# Source data start

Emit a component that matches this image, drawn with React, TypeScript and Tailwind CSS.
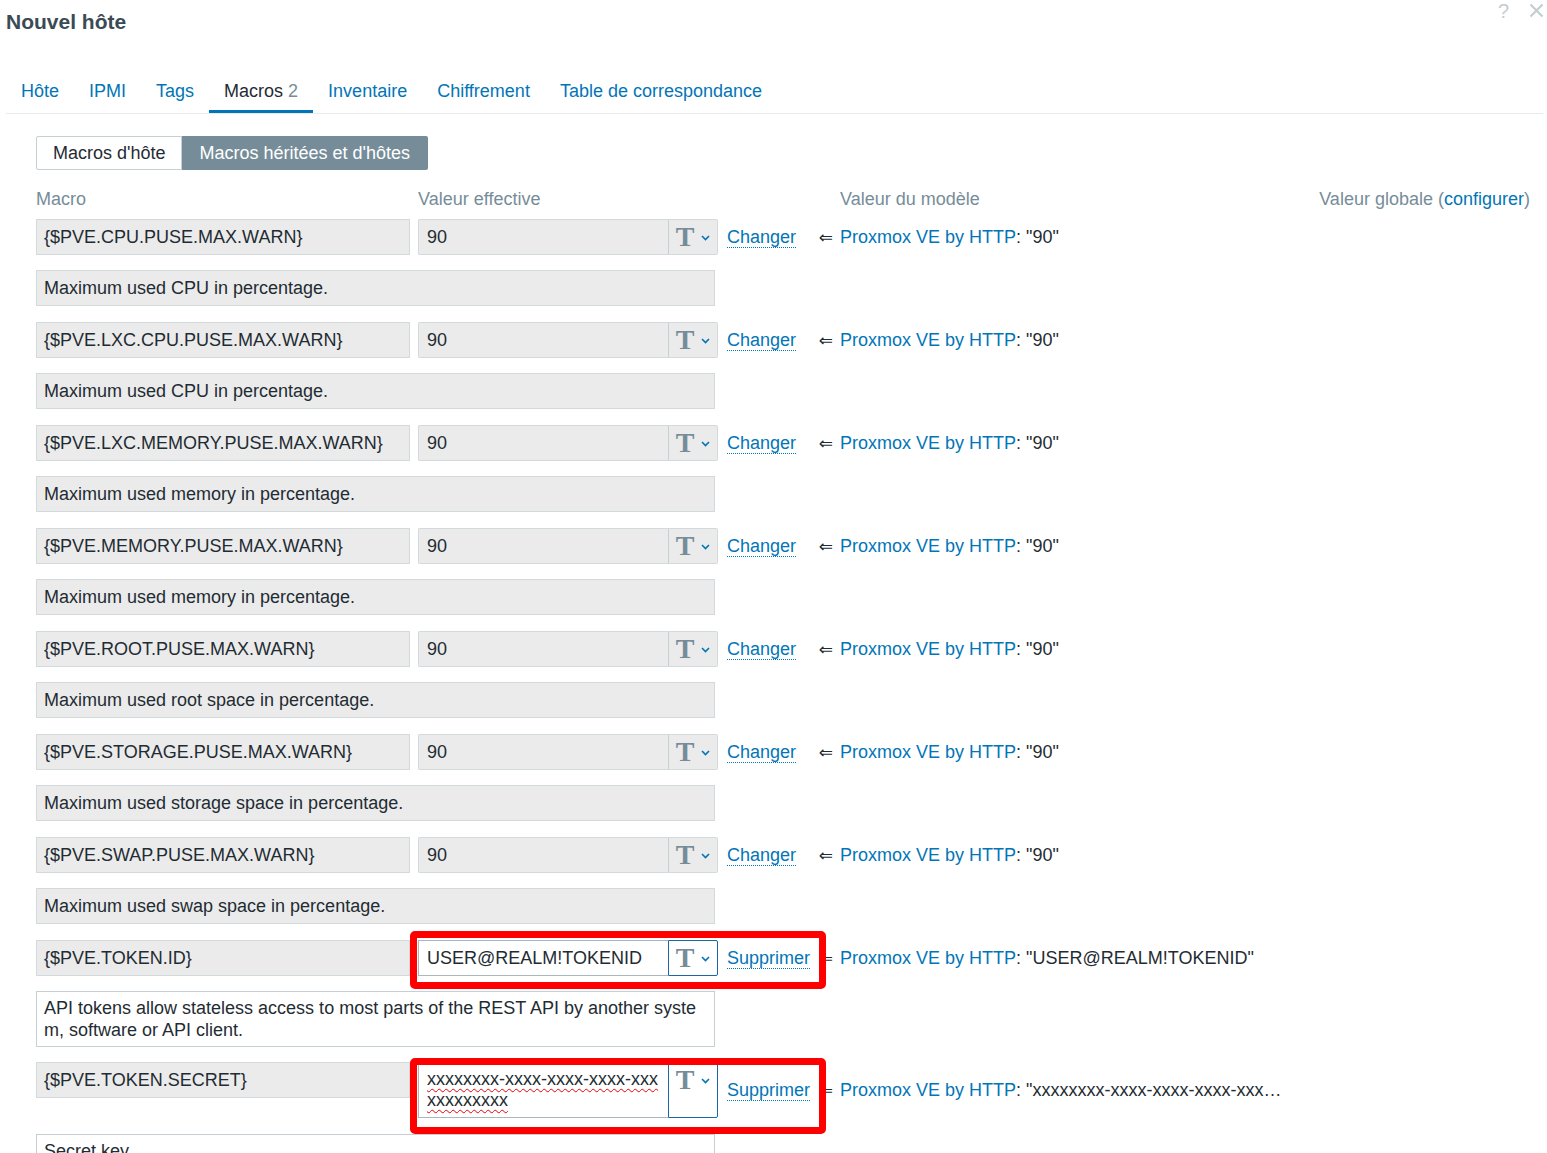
import React from "react";

const ROWS: [string, string][] = [
  ["{$PVE.CPU.PUSE.MAX.WARN}", "Maximum used CPU in percentage."],
  ["{$PVE.LXC.CPU.PUSE.MAX.WARN}", "Maximum used CPU in percentage."],
  ["{$PVE.LXC.MEMORY.PUSE.MAX.WARN}", "Maximum used memory in percentage."],
  ["{$PVE.MEMORY.PUSE.MAX.WARN}", "Maximum used memory in percentage."],
  ["{$PVE.ROOT.PUSE.MAX.WARN}", "Maximum used root space in percentage."],
  ["{$PVE.STORAGE.PUSE.MAX.WARN}", "Maximum used storage space in percentage."],
  ["{$PVE.SWAP.PUSE.MAX.WARN}", "Maximum used swap space in percentage."],
];

const TABS = ["Hôte", "IPMI", "Tags", "Macros", "Inventaire", "Chiffrement", "Table de correspondance"];

function Chevron() {
  return (
    <svg width="9" height="6" viewBox="0 0 9 6" className="mt-[2px]">
      <polyline points="1,1 4.5,4.5 8,1" fill="none" stroke="#0275b8" strokeWidth="1.6" />
    </svg>
  );
}

function TypeButton({ active, tall }: { active?: boolean; tall?: boolean }) {
  return (
    <div
      className={`flex w-[50px] items-start justify-center rounded-r-[2px] border ${
        active ? "border-[#1f65a6] bg-white" : "border-[#d3dadd] border-l-[#c6cfd3] bg-[#ebebeb]"
      } ${tall ? "h-[56px]" : "h-[36px]"}`}
    >
      <div className="flex h-[34px] items-center gap-[7px]">
        <span className="font-['Liberation_Serif',serif] text-[28px] font-bold leading-none text-[#768d99]">T</span>
        <Chevron />
      </div>
    </div>
  );
}

function Template({ value }: { value: string }) {
  return (
    <span className="whitespace-nowrap">
      <span className="text-[#0275b8]">Proxmox VE by HTTP</span>: {value}
    </span>
  );
}

function Action({ label }: { label: string }) {
  return (
    <div className="flex w-[122px] items-center justify-between pl-[9px] pr-[7px]">
      <span className="text-[#0275b8] underline decoration-dotted decoration-1 underline-offset-[4px]">{label}</span>
      <span className="font-['DejaVu_Sans',sans-serif] text-[17px] leading-none text-[#1f2c33]">⇐</span>
    </div>
  );
}

function InheritedRow({ macro, desc }: { macro: string; desc: string }) {
  return (
    <div className="mb-[16px]">
      <div className="flex h-[36px] items-center">
        <div className="flex h-[36px] w-[374px] items-center border border-[#d3dadd] bg-[#ebebeb] px-[7px]">{macro}</div>
        <div className="ml-[8px] flex w-[300px]">
          <div className="flex h-[36px] w-[250px] items-center rounded-l-[2px] border border-r-0 border-[#d3dadd] bg-[#ebebeb] px-[8px]">
            90
          </div>
          <TypeButton />
        </div>
        <Action label="Changer" />
        <Template value={'"90"'} />
      </div>
      <div className="mt-[15px] flex h-[36px] w-[679px] items-center border border-[#d3dadd] bg-[#ebebeb] px-[7px]">
        {desc}
      </div>
    </div>
  );
}

export default function App() {
  return (
    <div className="relative h-[1153px] w-[1547px] overflow-hidden bg-white font-['Liberation_Sans',Arial,sans-serif] text-[18px] text-[#1f2c33]">
      <div className="flex items-start justify-between">
        <h1 className="pl-[6px] pt-[10px] text-[21px] font-bold leading-[24px] text-[#3b4b55]">Nouvel hôte</h1>
        <div className="flex items-start gap-[20px] pr-[3px] text-[20px] leading-[22px] text-[#c3cdd2]">
          <span>?</span>
          <svg width="15" height="15" viewBox="0 0 15 15" className="mt-[3px]">
            <path d="M1.5 1.5 L13.5 13.5 M13.5 1.5 L1.5 13.5" stroke="#c3cdd2" strokeWidth="2.2" />
          </svg>
        </div>
      </div>

      <div className="ml-[6px] mr-[4px] mt-[36px] flex border-b border-[#e6ebed]">
        {TABS.map((t) => {
          const active = t === "Macros";
          return (
            <div
              key={t}
              className={`border-b-[3px] px-[15px] pb-[9px] pt-[11px] leading-[20px] ${
                active ? "border-[#0275b8] text-[#1f2c33]" : "border-transparent text-[#0275b8]"
              }`}
            >
              {t}
              {active && <span className="text-[#768d99]"> 2</span>}
            </div>
          );
        })}
      </div>

      <div className="pl-[36px] pr-[17px]">
        <div className="mt-[22px] flex h-[34px]">
          <div className="flex items-center rounded-l-[2px] border border-[#c6cfd3] bg-white pl-[16px] pr-[15px] pt-[1px]">
            Macros d'hôte
          </div>
          <div className="flex items-center rounded-r-[2px] bg-[#768d99] px-[18px] pt-[1px] text-white">
            Macros héritées et d'hôtes
          </div>
        </div>

        <div className="mt-[19px] flex leading-[20px] text-[#768d99]">
          <div className="w-[382px]">Macro</div>
          <div className="w-[422px]">Valeur effective</div>
          <div className="flex-1">Valeur du modèle</div>
          <div>
            Valeur globale (<span className="text-[#0275b8]">configurer</span>)
          </div>
        </div>

        <div className="mt-[10px]">
          {ROWS.map(([m, d]) => (
            <InheritedRow key={m} macro={m} desc={d} />
          ))}

          {/* token id */}
          <div className="mb-[15px]">
            <div className="flex h-[36px] items-center">
              <div className="flex h-[36px] w-[374px] items-center border border-[#d3dadd] bg-[#ebebeb] px-[7px]">
                {"{$PVE.TOKEN.ID}"}
              </div>
              <div className="ml-[8px] flex w-[300px]">
                <div className="flex h-[36px] w-[250px] items-center border border-r-0 border-[#a9b7be] bg-white px-[8px]">
                  USER@REALM!TOKENID
                </div>
                <TypeButton active />
              </div>
              <Action label="Supprimer" />
              <Template value={'"USER@REALM!TOKENID"'} />
            </div>
            <div className="mt-[15px] w-[679px] border border-[#c6cfd3] bg-white px-[7px] py-[5px] leading-[22px]">
              API tokens allow stateless access to most parts of the REST API by another syste
              <br />
              m, software or API client.
            </div>
          </div>

          {/* token secret */}
          <div className="flex h-[56px] items-start">
            <div className="flex h-[36px] w-[374px] items-center border border-[#d3dadd] bg-[#ebebeb] px-[7px]">
              {"{$PVE.TOKEN.SECRET}"}
            </div>
            <div className="ml-[8px] flex w-[300px]">
              <div className="h-[56px] w-[250px] border border-r-0 border-[#a9b7be] bg-white px-[8px] pt-[6px] leading-[21px]">
                <span className="underline decoration-red-600 decoration-wavy decoration-1 underline-offset-[3px]">
                  xxxxxxxx-xxxx-xxxx-xxxx-xxx
                </span>
                <br />
                <span className="underline decoration-red-600 decoration-wavy decoration-1 underline-offset-[3px]">
                  xxxxxxxxx
                </span>
              </div>
              <TypeButton active tall />
            </div>
            <div className="flex h-[56px] items-center">
              <Action label="Supprimer" />
              <Template value={'"xxxxxxxx-xxxx-xxxx-xxxx-xxx…'} />
            </div>
          </div>
          <div className="mt-[16px] w-[679px] border border-[#c6cfd3] bg-white px-[7px] py-[5px] leading-[22px]">
            Secret key
            <br />
            &nbsp;
          </div>
        </div>
      </div>

      {/* annotation boxes */}
      <div className="pointer-events-none absolute left-[410px] top-[931px] h-[58px] w-[416px] rounded-[5px] border-[7px] border-[#ff0000]" />
      <div className="pointer-events-none absolute left-[410px] top-[1058px] h-[76px] w-[416px] rounded-[5px] border-[7px] border-[#ff0000]" />
    </div>
  );
}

# Source data end

[Directions for this task]
Repeat the listing verbatim. Skip the pictures.

[Exercise result]
Emit a component that matches this image, drawn with React, TypeScript and Tailwind CSS.
import React from "react";

const ROWS: [string, string][] = [
  ["{$PVE.CPU.PUSE.MAX.WARN}", "Maximum used CPU in percentage."],
  ["{$PVE.LXC.CPU.PUSE.MAX.WARN}", "Maximum used CPU in percentage."],
  ["{$PVE.LXC.MEMORY.PUSE.MAX.WARN}", "Maximum used memory in percentage."],
  ["{$PVE.MEMORY.PUSE.MAX.WARN}", "Maximum used memory in percentage."],
  ["{$PVE.ROOT.PUSE.MAX.WARN}", "Maximum used root space in percentage."],
  ["{$PVE.STORAGE.PUSE.MAX.WARN}", "Maximum used storage space in percentage."],
  ["{$PVE.SWAP.PUSE.MAX.WARN}", "Maximum used swap space in percentage."],
];

const TABS = ["Hôte", "IPMI", "Tags", "Macros", "Inventaire", "Chiffrement", "Table de correspondance"];

function Chevron() {
  return (
    <svg width="9" height="6" viewBox="0 0 9 6" className="mt-[2px]">
      <polyline points="1,1 4.5,4.5 8,1" fill="none" stroke="#0275b8" strokeWidth="1.6" />
    </svg>
  );
}

function TypeButton({ active, tall }: { active?: boolean; tall?: boolean }) {
  return (
    <div
      className={`flex w-[50px] items-start justify-center rounded-r-[2px] border ${
        active ? "border-[#1f65a6] bg-white" : "border-[#d3dadd] border-l-[#c6cfd3] bg-[#ebebeb]"
      } ${tall ? "h-[56px]" : "h-[36px]"}`}
    >
      <div className="flex h-[34px] items-center gap-[7px]">
        <span className="font-['Liberation_Serif',serif] text-[28px] font-bold leading-none text-[#768d99]">T</span>
        <Chevron />
      </div>
    </div>
  );
}

function Template({ value }: { value: string }) {
  return (
    <span className="whitespace-nowrap">
      <span className="text-[#0275b8]">Proxmox VE by HTTP</span>: {value}
    </span>
  );
}

function Action({ label }: { label: string }) {
  return (
    <div className="flex w-[122px] items-center justify-between pl-[9px] pr-[7px]">
      <span className="text-[#0275b8] underline decoration-dotted decoration-1 underline-offset-[4px]">{label}</span>
      <span className="font-['DejaVu_Sans',sans-serif] text-[17px] leading-none text-[#1f2c33]">⇐</span>
    </div>
  );
}

function InheritedRow({ macro, desc }: { macro: string; desc: string }) {
  return (
    <div className="mb-[16px]">
      <div className="flex h-[36px] items-center">
        <div className="flex h-[36px] w-[374px] items-center border border-[#d3dadd] bg-[#ebebeb] px-[7px]">{macro}</div>
        <div className="ml-[8px] flex w-[300px]">
          <div className="flex h-[36px] w-[250px] items-center rounded-l-[2px] border border-r-0 border-[#d3dadd] bg-[#ebebeb] px-[8px]">
            90
          </div>
          <TypeButton />
        </div>
        <Action label="Changer" />
        <Template value={'"90"'} />
      </div>
      <div className="mt-[15px] flex h-[36px] w-[679px] items-center border border-[#d3dadd] bg-[#ebebeb] px-[7px]">
        {desc}
      </div>
    </div>
  );
}

export default function App() {
  return (
    <div className="relative h-[1153px] w-[1547px] overflow-hidden bg-white font-['Liberation_Sans',Arial,sans-serif] text-[18px] text-[#1f2c33]">
      <div className="flex items-start justify-between">
        <h1 className="pl-[6px] pt-[10px] text-[21px] font-bold leading-[24px] text-[#3b4b55]">Nouvel hôte</h1>
        <div className="flex items-start gap-[20px] pr-[3px] text-[20px] leading-[22px] text-[#c3cdd2]">
          <span>?</span>
          <svg width="15" height="15" viewBox="0 0 15 15" className="mt-[3px]">
            <path d="M1.5 1.5 L13.5 13.5 M13.5 1.5 L1.5 13.5" stroke="#c3cdd2" strokeWidth="2.2" />
          </svg>
        </div>
      </div>

      <div className="ml-[6px] mr-[4px] mt-[36px] flex border-b border-[#e6ebed]">
        {TABS.map((t) => {
          const active = t === "Macros";
          return (
            <div
              key={t}
              className={`border-b-[3px] px-[15px] pb-[9px] pt-[11px] leading-[20px] ${
                active ? "border-[#0275b8] text-[#1f2c33]" : "border-transparent text-[#0275b8]"
              }`}
            >
              {t}
              {active && <span className="text-[#768d99]"> 2</span>}
            </div>
          );
        })}
      </div>

      <div className="pl-[36px] pr-[17px]">
        <div className="mt-[22px] flex h-[34px]">
          <div className="flex items-center rounded-l-[2px] border border-[#c6cfd3] bg-white pl-[16px] pr-[15px] pt-[1px]">
            Macros d'hôte
          </div>
          <div className="flex items-center rounded-r-[2px] bg-[#768d99] px-[18px] pt-[1px] text-white">
            Macros héritées et d'hôtes
          </div>
        </div>

        <div className="mt-[19px] flex leading-[20px] text-[#768d99]">
          <div className="w-[382px]">Macro</div>
          <div className="w-[422px]">Valeur effective</div>
          <div className="flex-1">Valeur du modèle</div>
          <div>
            Valeur globale (<span className="text-[#0275b8]">configurer</span>)
          </div>
        </div>

        <div className="mt-[10px]">
          {ROWS.map(([m, d]) => (
            <InheritedRow key={m} macro={m} desc={d} />
          ))}

          {/* token id */}
          <div className="mb-[15px]">
            <div className="flex h-[36px] items-center">
              <div className="flex h-[36px] w-[374px] items-center border border-[#d3dadd] bg-[#ebebeb] px-[7px]">
                {"{$PVE.TOKEN.ID}"}
              </div>
              <div className="ml-[8px] flex w-[300px]">
                <div className="flex h-[36px] w-[250px] items-center border border-r-0 border-[#a9b7be] bg-white px-[8px]">
                  USER@REALM!TOKENID
                </div>
                <TypeButton active />
              </div>
              <Action label="Supprimer" />
              <Template value={'"USER@REALM!TOKENID"'} />
            </div>
            <div className="mt-[15px] w-[679px] border border-[#c6cfd3] bg-white px-[7px] py-[5px] leading-[22px]">
              API tokens allow stateless access to most parts of the REST API by another syste
              <br />
              m, software or API client.
            </div>
          </div>

          {/* token secret */}
          <div className="flex h-[56px] items-start">
            <div className="flex h-[36px] w-[374px] items-center border border-[#d3dadd] bg-[#ebebeb] px-[7px]">
              {"{$PVE.TOKEN.SECRET}"}
            </div>
            <div className="ml-[8px] flex w-[300px]">
              <div className="h-[56px] w-[250px] border border-r-0 border-[#a9b7be] bg-white px-[8px] pt-[6px] leading-[21px]">
                <span className="underline decoration-red-600 decoration-wavy decoration-1 underline-offset-[3px]">
                  xxxxxxxx-xxxx-xxxx-xxxx-xxx
                </span>
                <br />
                <span className="underline decoration-red-600 decoration-wavy decoration-1 underline-offset-[3px]">
                  xxxxxxxxx
                </span>
              </div>
              <TypeButton active tall />
            </div>
            <div className="flex h-[56px] items-center">
              <Action label="Supprimer" />
              <Template value={'"xxxxxxxx-xxxx-xxxx-xxxx-xxx…'} />
            </div>
          </div>
          <div className="mt-[16px] w-[679px] border border-[#c6cfd3] bg-white px-[7px] py-[5px] leading-[22px]">
            Secret key
            <br />
            &nbsp;
          </div>
        </div>
      </div>

      {/* annotation boxes */}
      <div className="pointer-events-none absolute left-[410px] top-[931px] h-[58px] w-[416px] rounded-[5px] border-[7px] border-[#ff0000]" />
      <div className="pointer-events-none absolute left-[410px] top-[1058px] h-[76px] w-[416px] rounded-[5px] border-[7px] border-[#ff0000]" />
    </div>
  );
}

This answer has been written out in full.